What is sake made of? Rice is indispensable for sake brewing. Did you know that there is a special rice for sake brewing? The rice used for sake brewing is called 酒造好適米, shuzo kouteki mai, rice for the sake brewing.
Sake is brewed using sake rice grown in each prefecture of Japan to take advantage of the land and climate of that prefecture.
New varieties of sake-brewing rice have been created through breeding and development of new species, and now there are about 120 kinds of sake-brewing rice, and the number is increasing every year.
This article will introduce the top 10 sake brewing rices out of more than 100 varieties, from the viewpoints of famous sake brewers and their production volume!

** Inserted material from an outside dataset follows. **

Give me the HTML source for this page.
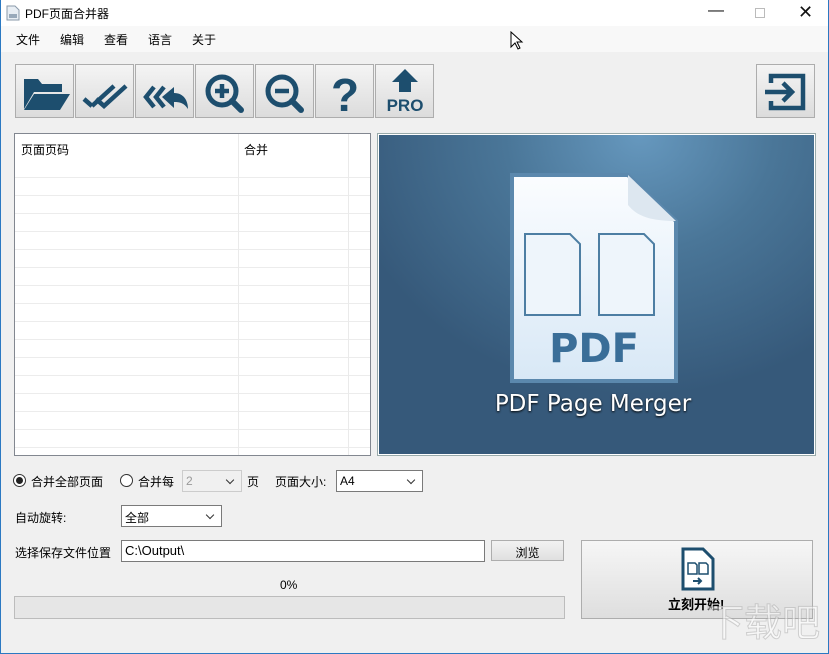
<!DOCTYPE html>
<html style="width:829px;height:654px;overflow:hidden"><head><meta charset="utf-8"><style>
*{box-sizing:border-box;margin:0;padding:0}
body{width:829px;height:654px;overflow:hidden;background:#f0f0f0;font-family:"Liberation Sans","Noto Sans CJK SC",sans-serif;font-size:12px;color:#000;position:relative}
.abs{position:absolute}
.frame{position:absolute;left:0;top:0;width:829px;height:654px;border:1px solid #2b79c2;border-top:none;pointer-events:none}
.tb{position:absolute;top:64px;width:59px;height:54px;border:1px solid #adadad;background:linear-gradient(#f4f4f4,#dcdcdc)}
.tb svg{position:absolute;left:0;top:0}
.combo{position:absolute;background:#fff;border:1px solid #7a7a7a;height:22px;font-size:12px;padding:3px 0 0 3px}
.combo:after{content:"";position:absolute;right:8px;top:6px;width:5px;height:5px;border-right:1px solid #333;border-bottom:1px solid #333;transform:rotate(45deg)}
.lbl{position:absolute;font-size:12px;white-space:nowrap}
</style></head><body>
<div class="abs" style="left:0;top:0;width:829px;height:26px;background:#fff"></div>
<svg class="abs" style="left:6px;top:5px" width="14" height="16"><path d="M1 1h8l4 4v10H1z" fill="#e8eef4" stroke="#8a9aaa"/><rect x="3" y="9" width="8" height="4" fill="#9ab"/></svg>
<div class="lbl" style="left:25px;top:5px;font-size:12px">PDF页面合并器</div>
<div class="lbl" style="left:708px;top:2px;font-size:16px;color:#111">—</div>
<div class="abs" style="left:755px;top:8px;width:10px;height:10px;border:1px solid #bbb"></div>
<div class="lbl" style="left:798px;top:2px;font-size:18px;color:#111">✕</div>
<div class="abs" style="left:0;top:26px;width:829px;height:26px;background:#f8f8f8"></div>
<div class="lbl" style="left:16px;top:31px">文件</div>
<div class="lbl" style="left:60px;top:31px">编辑</div>
<div class="lbl" style="left:104px;top:31px">查看</div>
<div class="lbl" style="left:148px;top:31px">语言</div>
<div class="lbl" style="left:192px;top:31px">关于</div>
<svg class="abs" style="left:510px;top:31px" width="14" height="20"><path d="M1 1v15l4-4 3 6 2-1-3-6h5z" fill="#fff" stroke="#000"/></svg>

<div class="tb" style="left:15px"><svg width="58" height="52"><path d="M8 14h14l4 5h20v8H18L8 44z" fill="#1d4e6e"/><path d="M18 29h36l-10 16H8z" fill="#1d4e6e"/></svg></div>
<div class="tb" style="left:75px"><svg width="58" height="52"><path d="M8 34l8 7M20 34l8 7 22-20M16 41l22-20" stroke="#1d4e6e" stroke-width="4.5" fill="none"/></svg></div>
<div class="tb" style="left:135px"><svg width="58" height="52"><path d="M18 22l-8 10 8 10M28 22l-8 10 8 10" stroke="#1d4e6e" stroke-width="4.5" fill="none"/><path d="M26 32l12-10v6c10 0 14 8 14 16-4-6-8-7-14-7v6z" fill="#1d4e6e"/></svg></div>
<div class="tb" style="left:195px"><svg width="58" height="52"><circle cx="26" cy="26" r="14" fill="none" stroke="#1d4e6e" stroke-width="5"/><path d="M26 19v14M19 26h14" stroke="#1d4e6e" stroke-width="4.5"/><path d="M36 36l9 9" stroke="#1d4e6e" stroke-width="6" stroke-linecap="round"/></svg></div>
<div class="tb" style="left:255px"><svg width="58" height="52"><circle cx="26" cy="26" r="14" fill="none" stroke="#1d4e6e" stroke-width="5"/><path d="M19 26h14" stroke="#1d4e6e" stroke-width="4.5"/><path d="M36 36l9 9" stroke="#1d4e6e" stroke-width="6" stroke-linecap="round"/></svg></div>
<div class="tb" style="left:315px"><svg width="58" height="52"><text x="29" y="46" text-anchor="middle" font-family="Liberation Sans" font-weight="bold" font-size="46" fill="#1d4e6e">?</text></svg></div>
<div class="tb" style="left:375px"><svg width="58" height="52"><path d="M29 4l13 13h-7v10H23V17h-7z" fill="#1d4e6e"/><text x="29" y="46" text-anchor="middle" font-family="Liberation Sans" font-weight="bold" font-size="17" fill="#1d4e6e">PRO</text></svg></div>
<div class="tb" style="left:756px"><svg width="58" height="52"><path d="M14 18v-7h32v32H14v-7" stroke="#1d4e6e" stroke-width="4.5" fill="none"/><path d="M8 27h26M26 18l9 9-9 9" stroke="#1d4e6e" stroke-width="4.5" fill="none"/></svg></div>

<div class="abs" style="left:14px;top:133px;width:357px;height:323px;border:1px solid #828790;background:#fff;background-image:repeating-linear-gradient(#fff 0 17px,#ececec 17px 18px);background-position:0 26px;background-size:100% 18px;"></div>
<div class="abs" style="left:15px;top:134px;width:355px;height:26px;background:#fff"></div>
<div class="abs" style="left:238px;top:134px;width:1px;height:321px;background:#eaeaea"></div>
<div class="abs" style="left:348px;top:134px;width:1px;height:321px;background:#eaeaea"></div>
<div class="lbl" style="left:21px;top:141px">页面页码</div>
<div class="lbl" style="left:244px;top:141px">合并</div>

<div class="abs" style="left:377px;top:133px;width:439px;height:323px;border:1px solid #9aa;background:#fff;padding:1px">
<div style="width:100%;height:100%;background:radial-gradient(ellipse 300px 260px at 60% 0%,#6698be 0%,#4a7698 45%,#36597a 100%)"></div></div>
<svg class="abs" style="left:377px;top:133px" width="439" height="323">
<defs><linearGradient id="pg" x1="0" y1="0" x2="0" y2="1"><stop offset="0" stop-color="#fbfdff"/><stop offset="1" stop-color="#d8e8f6"/></linearGradient></defs>
<path d="M135 42h116l48 46v160H135z" fill="url(#pg)" stroke="#5b88ad" stroke-width="4"/>
<path d="M251 42v30c8 10 20 16 48 16z" fill="#dde7f0"/>
<path d="M148 101h45l10 10v71h-55z" fill="#eef5fb" stroke="#4d7ea3" stroke-width="2"/>
<path d="M222 101h45l10 10v71h-55z" fill="#eef5fb" stroke="#4d7ea3" stroke-width="2"/>
<text x="217" y="229" text-anchor="middle" font-family="DejaVu Sans" font-weight="bold" font-size="40" fill="#3a6e98">PDF</text>
<text x="216" y="278" text-anchor="middle" font-family="DejaVu Sans" font-size="23" fill="#fff" style="text-shadow:0 1px 2px #000">PDF Page Merger</text>
</svg>

<div class="abs" style="left:13px;top:474px;width:13px;height:13px;border:1px solid #333;border-radius:50%;background:#fff"><div style="margin:2px;width:7px;height:7px;border-radius:50%;background:#222"></div></div>
<div class="lbl" style="left:31px;top:473px">合并全部页面</div>
<div class="abs" style="left:120px;top:474px;width:13px;height:13px;border:1px solid #333;border-radius:50%;background:#fff"></div>
<div class="lbl" style="left:138px;top:473px">合并每</div>
<div class="combo" style="left:182px;top:470px;width:60px;background:#f0f0f0;border-color:#ccc;color:#999">2</div>
<div class="lbl" style="left:247px;top:473px">页</div>
<div class="lbl" style="left:275px;top:473px">页面大小:</div>
<div class="combo" style="left:336px;top:470px;width:87px">A4</div>
<div class="lbl" style="left:15px;top:509px">自动旋转:</div>
<div class="combo" style="left:121px;top:505px;width:101px">全部</div>
<div class="lbl" style="left:15px;top:544px">选择保存文件位置</div>
<div class="abs" style="left:121px;top:540px;width:364px;height:22px;background:#fff;border:1px solid #7a7a7a;font-size:13px;padding:2px 0 0 3px">C:\Output\</div>
<div class="abs" style="left:491px;top:540px;width:73px;height:21px;border:1px solid #adadad;background:linear-gradient(#f2f2f2,#e0e0e0);text-align:center;padding-top:3px">浏览</div>
<div class="lbl" style="left:280px;top:578px">0%</div>
<div class="abs" style="left:14px;top:596px;width:551px;height:23px;border:1px solid #bcbcbc;background:#e6e6e6"></div>
<div class="abs" style="left:581px;top:540px;width:232px;height:79px;border:1px solid #adadad;background:linear-gradient(#f6f6f6,#dedede)"></div>
<svg class="abs" style="left:680px;top:546px" width="36" height="46"><path d="M3 3h20l10 10v30H3z" fill="#fff" stroke="#1d4e6e" stroke-width="3"/><path d="M8 17h7l2 2v9H8zM19 17h7l2 2v9h-9z" fill="#fff" stroke="#1d4e6e" stroke-width="1.5"/><path d="M13 35h8M18 32l3 3-3 3" stroke="#1d4e6e" stroke-width="2" fill="none"/></svg>
<div class="lbl" style="left:668px;top:594px;font-weight:bold;font-size:13px">立刻开始!</div>
<div class="lbl" style="left:706px;top:604px;font-size:38px;line-height:40px;color:rgba(255,255,255,0.5);-webkit-text-stroke:1px rgba(150,150,150,0.4)">下载吧</div>
<div class="frame"></div>
</body></html>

What is the difference between rice for sake brewing and rice for eating?
First of all, what exactly is the difference between rice for sake brewing and rice for eating?
(1) Rice grains are large and hard to break into pieces
The rice we eat at home has a milling ratio of approximately 90%, but sake brewers usually use rice with a milling ratio of 75% or less, which requires more milling than rice for eating.
In addition, the rice is heated during milling, which causes it to crack very easily.
(2) Having a shinpaku, 心白
The shinpaku is the white part in the center of the rice grain, and is found in rice suitable for sake brewing.
This is because light reflects off the gaps between the starchy parts in the center, making them appear white. Koji mold with strong fermentation power is formed by koji mold entering these spaces, and the koji easily dissolves in the main fermentation process. Shinpaku is not often seen in rice for eating.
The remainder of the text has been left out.